Blocked ducts or mastitis
In some cases, piercings can cause damage to the little ducts that carry milk within the nipple. There are several nipple pores in a nipple so it is unlikely that they would all be damaged with a single piercing. However, scarring inside the nipple could cause duct obstruction. When the milk can’t flow from all areas of the breast it can lead to blocked ducts, mastitis, or abscess. These issues can potentially reduce the milk supply in that breast. Several piercings in one nipple are more likely to increase scarring and be associated with difficulty breastfeeding.
Fast flow, slow flow
Breast milk can leak out of the sides of the nipple at the piercing site and the milk flow could be affected causing a faster flow. A faster flow is something babies may struggle with. Sometimes milk can flow from the piercing site and not from the natural nipple pores that nature intended at all. On the other hand, if any of the ducts have been damaged, milk flow from that breast could be reduced causing slow flow which may be frustrating for some babies.
Reduced milk supply, low weight gain
Certain mothers may notice a reduced milk supply in the breast with a nipple piercing and this can be associated with low weight gain for the breastfed baby. Antenatal information to get breastfeeding off to a good start, and a postnatal breastfeeding assessment by a lactation consultant will help to maximise your baby’s available milk. Regular weight checks will monitor whether your baby is getting enough milk. One sided breastfeeding from the other breast is possible if issues develop with one of the pierced nipple. This means that the other breast can generally increase milk production to compensate.
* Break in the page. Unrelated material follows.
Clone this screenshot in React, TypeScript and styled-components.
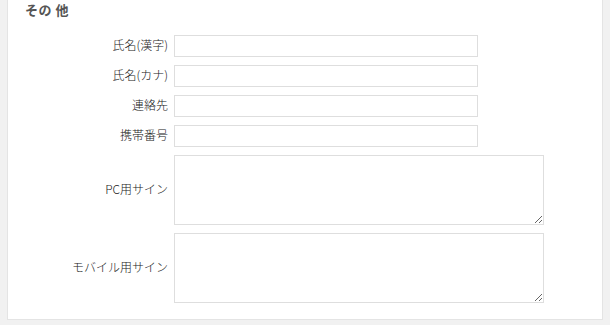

There is an increased risk of bacterial infections and infective mastitis with pierced nipples so mothers will need to be vigilant for any signs of infection coming from the nipple (e.g. a discharge) or breast (redness, pain, engorgement). It is recommended that saliva should not enter a piercing wound as this could increase infection risk and is one of the reasons complete healing is preferred before breastfeeding starts.
Loss of sensitivity or increased sensitivity
Certain mothers may lose sensitivity in their nipples following nipple piercing or others may have higher levels of sensitivity. A lack of feeling could affect let-down of milk (milk ejection) and hypersensitivity could cause breastfeeding to be painful.
Continued milk production after weaning
Some mothers may find that their nipple piercings continue to stimulate milk production after weaning. Nipple piercings have also been associated with spontaneous milk production unrelated to breastfeeding.
- While you’re pregnant, talk to your doctor and be sure to let them know about any piercings you may have on your breasts or nipples. If you have ever had an infection at the site of the piercing, tell him/her that, as well. Your doctor should also examine your breasts and your piercing site to see if there’s any reason for it to interfere with successful breastfeeding.
- Remove your nipple piercing or any other jewelry from your nipples or breasts before your baby is born and keep them out while you’re breastfeeding.
- In a situation where the milk leaks out of your piercing site once you remove the jewelry, you can wear nursing pads in your bra to help soak up the leaking breast milk.
Breastfeeding with a pierced nipple is fully do-able if you follow these guidelines. If any of the above difficulties do occur, a breastfeeding specialist such as a lactation consultant, or a doctor who you trust can be of great support to help you.